Speakers will seek to uncover the sources of the contemporary explosion of human trafficking and forced migration from Africa and the Middle East to Europe, and to explore solutions. Furthermore, the event will discuss the conditions that permit the persistence of slavery in our times, and focus on how people can act to alleviate those conditions.

The event honors the memory and achievements of the internationally known historian, human rights activist and Buffalo native, Alison L. Des Forges, PhD, who was one of the world’s leading experts on the genocide in Rwanda prior to her death in a plane crash in 2009.

The symposium will be followed by a scholarship dinner and discussion from 6:30-9:30 p.m. April 14 at the Jacobs Executive Development Center at 672 Delaware Ave., Buffalo. Proceeds support an endowment that funds Alison L. Des Forges Memorial Scholarships for Buffalo Public Schools graduates demonstrating a strong interest in pursuing studies at UB related to human rights and social justice.

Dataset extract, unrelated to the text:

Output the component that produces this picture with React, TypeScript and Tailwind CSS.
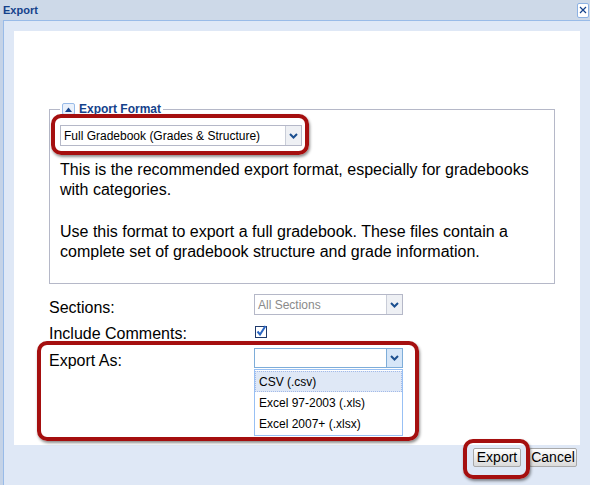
import React from 'react';

const small = { fontFamily: '"Liberation Sans", Arial, sans-serif' };
const body = { fontFamily: '"Liberation Sans", Arial, sans-serif' };

function Chevron() {
  return (
    <svg width="9" height="6" viewBox="0 0 9 6">
      <path d="M1 1 L4.5 4.5 L8 1" fill="none" stroke="#1b4f8f" strokeWidth="2" />
    </svg>
  );
}

function Select({ value, muted, focused, className }: { value: string; muted?: boolean; focused?: boolean; className: string }) {
  return (
    <div
      className={`flex bg-white border ${focused ? 'border-[#7eadd9]' : 'border-[#b5b8c8]'} ${className}`}
      style={small}
    >
      <div className={`flex-1 flex items-center pl-[3px] text-[12px] ${muted ? 'text-[#8a8a8a]' : 'text-black'}`}>{value}</div>
      <div
        className={`w-[16px] flex items-center justify-center border-l ${
          focused ? 'border-[#7eadd9] bg-[#d6e6f8]' : 'border-[#c9cdd8] bg-[#eef0f4]'
        }`}
      >
        <Chevron />
      </div>
    </div>
  );
}

export default function App() {
  return (
    <div className="relative w-[590px] h-[485px] overflow-hidden bg-[#c5d3e7] flex flex-col">
      {/* title bar */}
      <div className="h-[20px] flex items-center justify-between pl-[3px] pr-[1px] bg-[#cdd9e8]">
        <span className="text-[11px] font-bold text-[#15428b]" style={small}>Export</span>
        <div className="w-[12px] h-[15px] bg-white border border-[#8db2e3] rounded-[2px] flex items-center justify-center">
          <svg width="8" height="8" viewBox="0 0 8 8">
            <path d="M1 1 L7 7 M7 1 L1 7" stroke="#15428b" strokeWidth="1.2" />
          </svg>
        </div>
      </div>

      {/* window body */}
      <div className="flex-1 ml-[3px] w-[600px] border-l border-t border-[#99bbe8] bg-[#dfe8f6] pl-[10px] pt-[10px]">
        <div className="w-[566px] h-[414px] bg-white pl-[35px] pt-[71px]">
          <fieldset className="w-[506px] h-[182px] border border-[#b5b8c8] px-[10px]">
            <legend className="px-[2px] h-[14px] flex items-center gap-[4px]">
              <span className="w-[13px] h-[12px] border border-[#99bbe8] bg-[#eaf1fb] rounded-[2px] flex items-center justify-center">
                <svg width="7" height="5" viewBox="0 0 7 5">
                  <path d="M0 5 L3.5 0.5 L7 5 Z" fill="#15428b" />
                </svg>
              </span>
              <span className="text-[12px] font-bold text-[#15428b]" style={small}>Export Format</span>
            </legend>
            <Select value="Full Gradebook (Grades & Structure)" className="mt-[9px] w-[242px] h-[21px]" />
            <div className="text-[16px] leading-[20px] text-black" style={body}>
              <p className="mt-[14px]">
                This is the recommended export format, especially for gradebooks
                <br />
                with categories.
              </p>
              <p className="mt-[22px]">
                Use this format to export a full gradebook. These files contain a
                <br />
                complete set of gradebook structure and grade information.
              </p>
            </div>
          </fieldset>

          <div className="mt-[10px] text-[16px] leading-[20px] text-black" style={body}>
            <div className="flex h-[26px]">
              <div className="w-[205px] pt-[4px]">Sections:</div>
              <Select value="All Sections" muted className="w-[149px] h-[21px]" />
            </div>
            <div className="flex h-[28px]">
              <div className="w-[205px] pt-[4px]">Include Comments:</div>
              <div className="pt-[5px] pl-[1px]">
                <svg width="12" height="13" viewBox="0 0 12 13">
                  <rect x="0.5" y="1.5" width="11" height="11" fill="#fff" stroke="#1f3a6b" />
                  <path d="M2.5 6.5 L5 9.5 L10.5 1" fill="none" stroke="#2a66c2" strokeWidth="2" />
                </svg>
              </div>
            </div>
            <div className="flex h-[20px]">
              <div className="w-[205px] pt-[3px]">Export As:</div>
              <div className="relative">
                <Select value="" focused className="w-[149px] h-[20px]" />
                <div
                  className="absolute left-0 top-[21px] w-[149px] h-[67px] bg-white border border-[#98c0f4] pt-[1px] text-[12px]"
                  style={small}
                >
                  <div className="h-[21px] flex items-center pl-[3px] bg-[#dfe8f6] border border-dotted border-[#a3bae9]">CSV (.csv)</div>
                  <div className="h-[21px] flex items-center pl-[4px]">Excel 97-2003 (.xls)</div>
                  <div className="h-[21px] flex items-center pl-[4px]">Excel 2007+ (.xlsx)</div>
                </div>
              </div>
            </div>
          </div>
        </div>

        <div className="w-[566px] flex justify-end gap-[8px] pr-[3px] pt-[3px]">
          {['Export', 'Cancel'].map((b) => (
            <button
              key={b}
              className="w-[48px] h-[19px] border border-[#a9a9a9] rounded-[2px] bg-gradient-to-b from-white to-[#dadada] text-[14px] leading-[17px] text-black"
              style={body}
            >
              {b}
            </button>
          ))}
        </div>
      </div>

      {/* annotation highlights */}
      <div className="absolute left-[51px] top-[114px] w-[258px] h-[41px] border-[4px] border-[#a50f0f] rounded-[10px] shadow-[1px_2px_3px_rgba(0,0,0,0.45)]" />
      <div className="absolute left-[37px] top-[341px] w-[382px] h-[100px] border-[4px] border-[#a50f0f] rounded-[10px] shadow-[1px_2px_3px_rgba(0,0,0,0.45)]" />
      <div className="absolute left-[463px] top-[439px] w-[67px] h-[40px] border-[4px] border-[#a50f0f] rounded-[10px] shadow-[1px_2px_3px_rgba(0,0,0,0.45)]" />
    </div>
  );
}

Reservations are required for the dinner, which costs $100 per seat. Interested persons should please contact Kathleen Curtis at 716-645-2077 or curtiskl@buffalo.edu.

The symposium will include the following presentations:

  • Drivers of Displacement: How War, Repression, Terror and Neglect led to Europe's Refugee Catastrophe
    Joe Stork, Deputy Director, Middle East and North Africa, Human Rights Watch

  • Understanding Migration from Sub-Saharan Africa to Europe: Might Efforts to Stem the Flow Work?
    Karen Jacobsen, Acting Director, Feinstein International Center, Friedman School of Nutrition Science & Policy, and Associate Research Professor, Fletcher School of Law & Diplomacy, Tufts University

  • Refugees Welcome? How Europe's Incoherent Policy, Scapegoating, and Exploitation of Terrorism Have Failed Refugees
    Julia Hall, Amnesty International’s expert on criminal justice, counter-terrorism and human rights in Europe and Central Asia

  • Fighting Slavery from the Grassroots Up
    Karen Stauss, Director of Programs, Free the Slaves

  • From Cameroon to the U.S. and From Slavery to Freedom
    Evelyn Chumbow, Survivor of and Activist against Human Trafficking

For a complete schedule of events, visit http://www.buffalo.edu/ubreporter/stories/2016/04/des-forges-symposium.html.

Sponsors include the Alison L. Des Forges Memorial Committee, UB Asian Studies Program, UB Community for Global Health Equity, UB Departments of Comparative Literature, History and Political Science, UB Humanities Institute, UB Department of Philosophy Samuel P. Capen Chair, UB Office of the Vice Provost for International Education and UB School of Social Work.

About Alison Des Forges:

Alison Des Forges worked as a volunteer to improve public education in Buffalo and was Senior Advisor to the Africa Division of Human Rights Watch at the time of her death in 2009 in the crash of Continental flight 3407. She was one of the world’s leading experts on Rwanda and served as expert witness in 11 trials at the United Nations International Criminal Court for Rwanda. Her award-winning book, “Leave None to Tell the Story: Genocide in Rwanda,” is a landmark account of the 1994 genocide that has been translated into German, French, and Kinyarwanda. Her tireless efforts to awaken the international community to the horrors of that event earned her a MacArthur Fellowship in 1999.